-- START OF Source data --

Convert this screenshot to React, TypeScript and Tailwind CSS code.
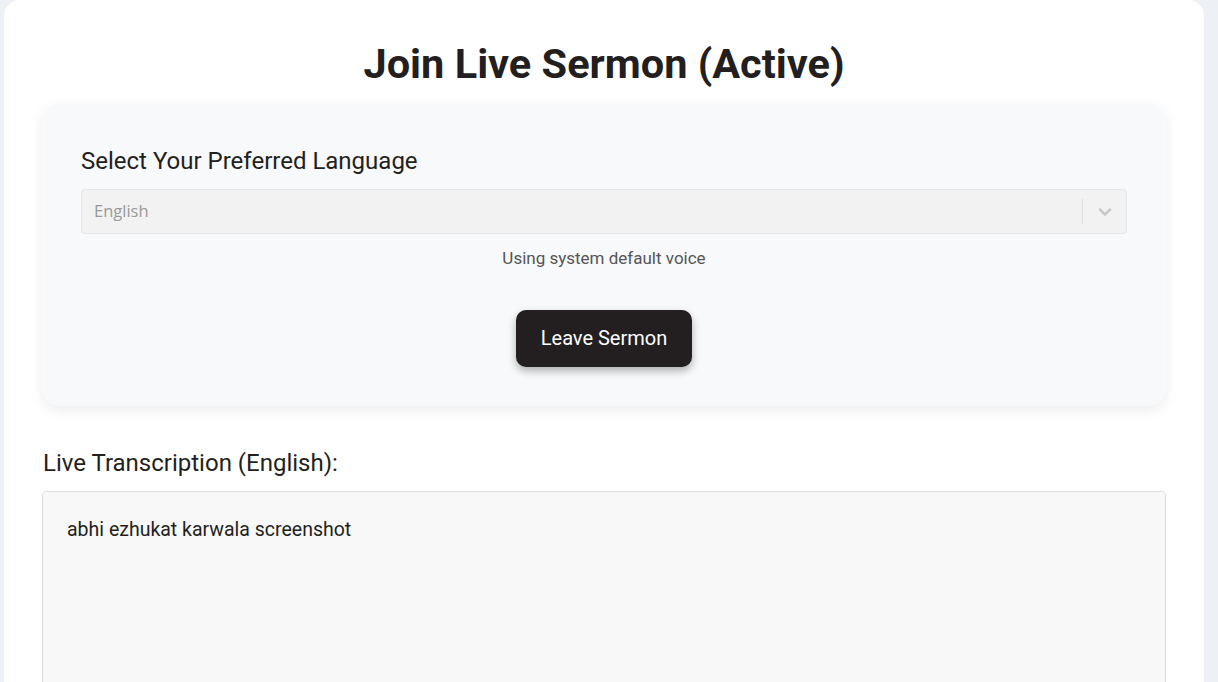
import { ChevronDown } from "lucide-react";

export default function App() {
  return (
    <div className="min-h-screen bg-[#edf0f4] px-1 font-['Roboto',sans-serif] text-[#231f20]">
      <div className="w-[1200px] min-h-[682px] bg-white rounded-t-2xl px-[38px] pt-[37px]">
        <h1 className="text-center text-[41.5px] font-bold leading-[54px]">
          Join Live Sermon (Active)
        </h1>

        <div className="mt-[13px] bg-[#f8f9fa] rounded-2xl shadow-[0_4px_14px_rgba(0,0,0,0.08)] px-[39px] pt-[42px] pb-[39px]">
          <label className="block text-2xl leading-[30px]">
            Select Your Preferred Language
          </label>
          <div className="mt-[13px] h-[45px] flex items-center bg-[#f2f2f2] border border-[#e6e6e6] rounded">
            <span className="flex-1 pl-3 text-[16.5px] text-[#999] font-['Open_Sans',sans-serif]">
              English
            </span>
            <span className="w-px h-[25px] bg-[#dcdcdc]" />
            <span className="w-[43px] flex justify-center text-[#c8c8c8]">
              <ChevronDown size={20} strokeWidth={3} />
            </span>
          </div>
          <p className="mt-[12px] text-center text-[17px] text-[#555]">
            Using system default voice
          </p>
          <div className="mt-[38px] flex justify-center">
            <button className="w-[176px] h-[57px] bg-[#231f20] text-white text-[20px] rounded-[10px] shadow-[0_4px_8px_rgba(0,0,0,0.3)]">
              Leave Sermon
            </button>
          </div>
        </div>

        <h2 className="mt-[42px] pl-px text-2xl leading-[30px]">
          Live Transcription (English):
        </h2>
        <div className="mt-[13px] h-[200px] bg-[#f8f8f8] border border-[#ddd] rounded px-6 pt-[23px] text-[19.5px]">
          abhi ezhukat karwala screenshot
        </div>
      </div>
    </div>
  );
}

-- END OF Source data --

Aim: Return the material word for word. Pictures are not part of the copy.

Complete answer:
Convert this screenshot to React, TypeScript and Tailwind CSS code.
import { ChevronDown } from "lucide-react";

export default function App() {
  return (
    <div className="min-h-screen bg-[#edf0f4] px-1 font-['Roboto',sans-serif] text-[#231f20]">
      <div className="w-[1200px] min-h-[682px] bg-white rounded-t-2xl px-[38px] pt-[37px]">
        <h1 className="text-center text-[41.5px] font-bold leading-[54px]">
          Join Live Sermon (Active)
        </h1>

        <div className="mt-[13px] bg-[#f8f9fa] rounded-2xl shadow-[0_4px_14px_rgba(0,0,0,0.08)] px-[39px] pt-[42px] pb-[39px]">
          <label className="block text-2xl leading-[30px]">
            Select Your Preferred Language
          </label>
          <div className="mt-[13px] h-[45px] flex items-center bg-[#f2f2f2] border border-[#e6e6e6] rounded">
            <span className="flex-1 pl-3 text-[16.5px] text-[#999] font-['Open_Sans',sans-serif]">
              English
            </span>
            <span className="w-px h-[25px] bg-[#dcdcdc]" />
            <span className="w-[43px] flex justify-center text-[#c8c8c8]">
              <ChevronDown size={20} strokeWidth={3} />
            </span>
          </div>
          <p className="mt-[12px] text-center text-[17px] text-[#555]">
            Using system default voice
          </p>
          <div className="mt-[38px] flex justify-center">
            <button className="w-[176px] h-[57px] bg-[#231f20] text-white text-[20px] rounded-[10px] shadow-[0_4px_8px_rgba(0,0,0,0.3)]">
              Leave Sermon
            </button>
          </div>
        </div>

        <h2 className="mt-[42px] pl-px text-2xl leading-[30px]">
          Live Transcription (English):
        </h2>
        <div className="mt-[13px] h-[200px] bg-[#f8f8f8] border border-[#ddd] rounded px-6 pt-[23px] text-[19.5px]">
          abhi ezhukat karwala screenshot
        </div>
      </div>
    </div>
  );
}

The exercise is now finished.